■ **What you will do**
Extract the full listing verbatim and drop any pictures from your copy.

■ **Raw data**
---

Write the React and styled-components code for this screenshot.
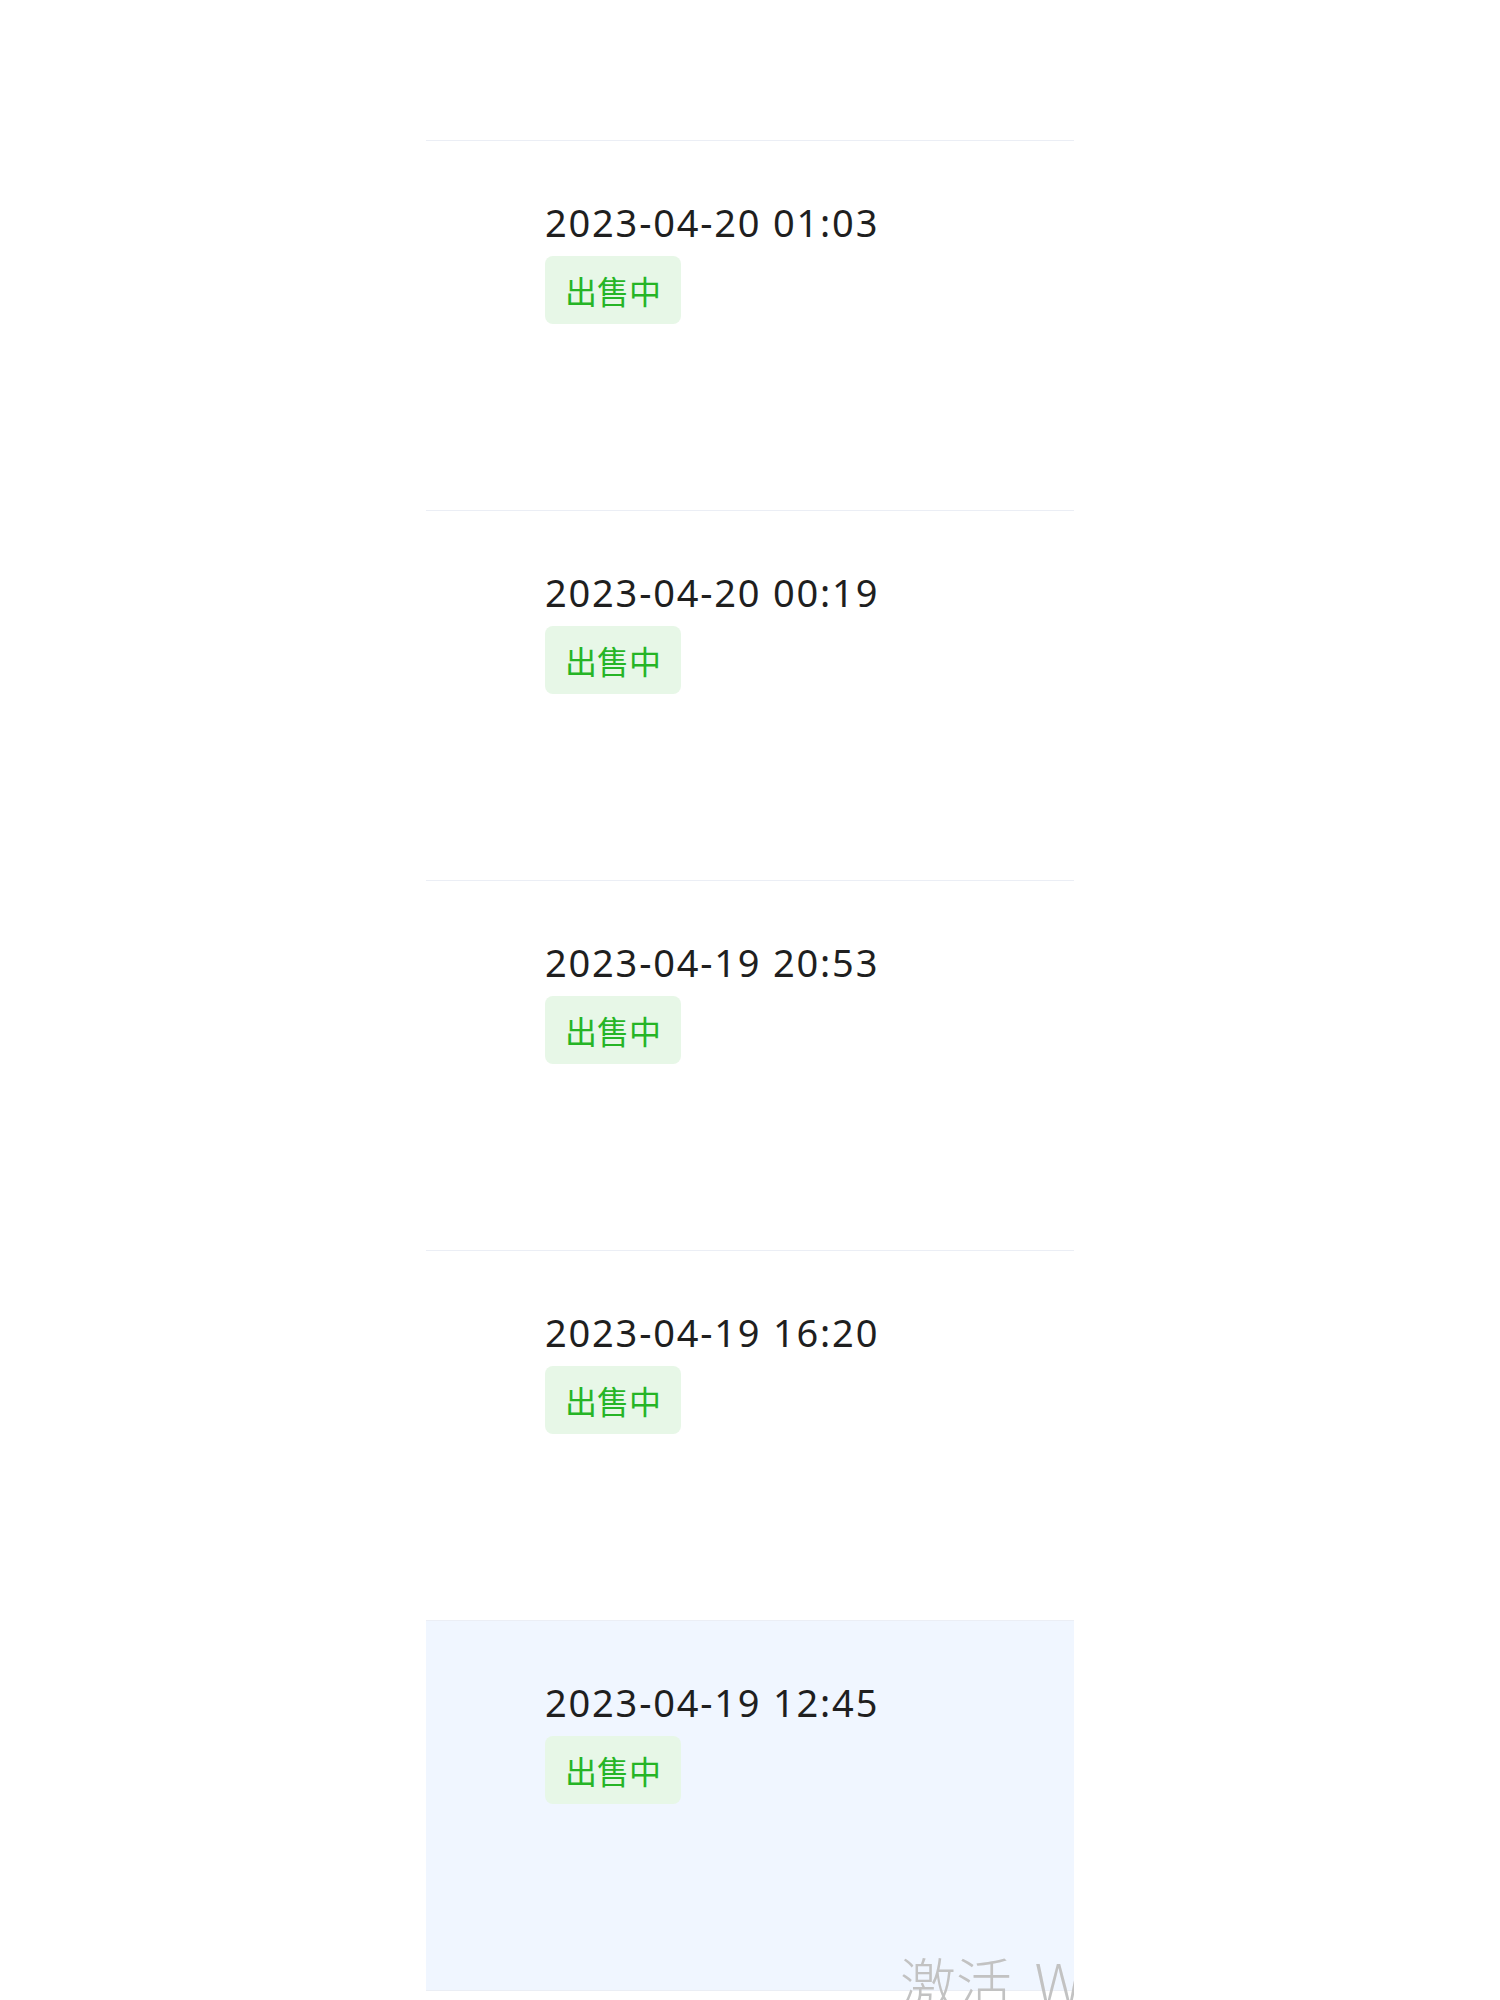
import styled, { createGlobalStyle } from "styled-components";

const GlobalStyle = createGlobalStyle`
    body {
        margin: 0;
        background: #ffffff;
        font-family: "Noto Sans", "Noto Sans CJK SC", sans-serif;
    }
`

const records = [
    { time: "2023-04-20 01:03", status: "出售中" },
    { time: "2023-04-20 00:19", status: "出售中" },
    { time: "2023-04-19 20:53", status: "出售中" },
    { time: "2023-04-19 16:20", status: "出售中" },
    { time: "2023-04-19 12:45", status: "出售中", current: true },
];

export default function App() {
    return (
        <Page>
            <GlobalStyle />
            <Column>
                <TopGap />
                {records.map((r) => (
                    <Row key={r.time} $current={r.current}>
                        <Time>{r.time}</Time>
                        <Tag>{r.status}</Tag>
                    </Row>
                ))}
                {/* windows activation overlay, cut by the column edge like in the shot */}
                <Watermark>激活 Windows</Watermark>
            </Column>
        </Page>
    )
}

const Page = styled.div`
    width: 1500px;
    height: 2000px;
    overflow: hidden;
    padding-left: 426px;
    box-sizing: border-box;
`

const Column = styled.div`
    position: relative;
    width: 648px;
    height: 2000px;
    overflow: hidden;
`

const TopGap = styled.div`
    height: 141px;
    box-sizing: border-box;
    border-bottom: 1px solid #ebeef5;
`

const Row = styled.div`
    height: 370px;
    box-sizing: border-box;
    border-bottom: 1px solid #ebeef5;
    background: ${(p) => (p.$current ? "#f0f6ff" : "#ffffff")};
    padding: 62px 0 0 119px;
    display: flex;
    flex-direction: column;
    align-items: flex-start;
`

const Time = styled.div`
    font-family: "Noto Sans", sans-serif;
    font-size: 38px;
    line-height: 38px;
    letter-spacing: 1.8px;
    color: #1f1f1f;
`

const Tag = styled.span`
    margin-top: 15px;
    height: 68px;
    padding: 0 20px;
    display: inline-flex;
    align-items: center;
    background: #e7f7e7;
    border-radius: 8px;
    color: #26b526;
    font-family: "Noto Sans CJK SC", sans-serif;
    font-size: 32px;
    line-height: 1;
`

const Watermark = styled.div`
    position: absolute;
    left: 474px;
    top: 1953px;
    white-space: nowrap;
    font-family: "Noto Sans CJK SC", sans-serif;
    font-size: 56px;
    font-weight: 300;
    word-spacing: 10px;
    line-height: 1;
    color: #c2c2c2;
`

---

■ **In response**
Write the React and styled-components code for this screenshot.
import styled, { createGlobalStyle } from "styled-components";

const GlobalStyle = createGlobalStyle`
    body {
        margin: 0;
        background: #ffffff;
        font-family: "Noto Sans", "Noto Sans CJK SC", sans-serif;
    }
`

const records = [
    { time: "2023-04-20 01:03", status: "出售中" },
    { time: "2023-04-20 00:19", status: "出售中" },
    { time: "2023-04-19 20:53", status: "出售中" },
    { time: "2023-04-19 16:20", status: "出售中" },
    { time: "2023-04-19 12:45", status: "出售中", current: true },
];

export default function App() {
    return (
        <Page>
            <GlobalStyle />
            <Column>
                <TopGap />
                {records.map((r) => (
                    <Row key={r.time} $current={r.current}>
                        <Time>{r.time}</Time>
                        <Tag>{r.status}</Tag>
                    </Row>
                ))}
                {/* windows activation overlay, cut by the column edge like in the shot */}
                <Watermark>激活 Windows</Watermark>
            </Column>
        </Page>
    )
}

const Page = styled.div`
    width: 1500px;
    height: 2000px;
    overflow: hidden;
    padding-left: 426px;
    box-sizing: border-box;
`

const Column = styled.div`
    position: relative;
    width: 648px;
    height: 2000px;
    overflow: hidden;
`

const TopGap = styled.div`
    height: 141px;
    box-sizing: border-box;
    border-bottom: 1px solid #ebeef5;
`

const Row = styled.div`
    height: 370px;
    box-sizing: border-box;
    border-bottom: 1px solid #ebeef5;
    background: ${(p) => (p.$current ? "#f0f6ff" : "#ffffff")};
    padding: 62px 0 0 119px;
    display: flex;
    flex-direction: column;
    align-items: flex-start;
`

const Time = styled.div`
    font-family: "Noto Sans", sans-serif;
    font-size: 38px;
    line-height: 38px;
    letter-spacing: 1.8px;
    color: #1f1f1f;
`

const Tag = styled.span`
    margin-top: 15px;
    height: 68px;
    padding: 0 20px;
    display: inline-flex;
    align-items: center;
    background: #e7f7e7;
    border-radius: 8px;
    color: #26b526;
    font-family: "Noto Sans CJK SC", sans-serif;
    font-size: 32px;
    line-height: 1;
`

const Watermark = styled.div`
    position: absolute;
    left: 474px;
    top: 1953px;
    white-space: nowrap;
    font-family: "Noto Sans CJK SC", sans-serif;
    font-size: 56px;
    font-weight: 300;
    word-spacing: 10px;
    line-height: 1;
    color: #c2c2c2;
`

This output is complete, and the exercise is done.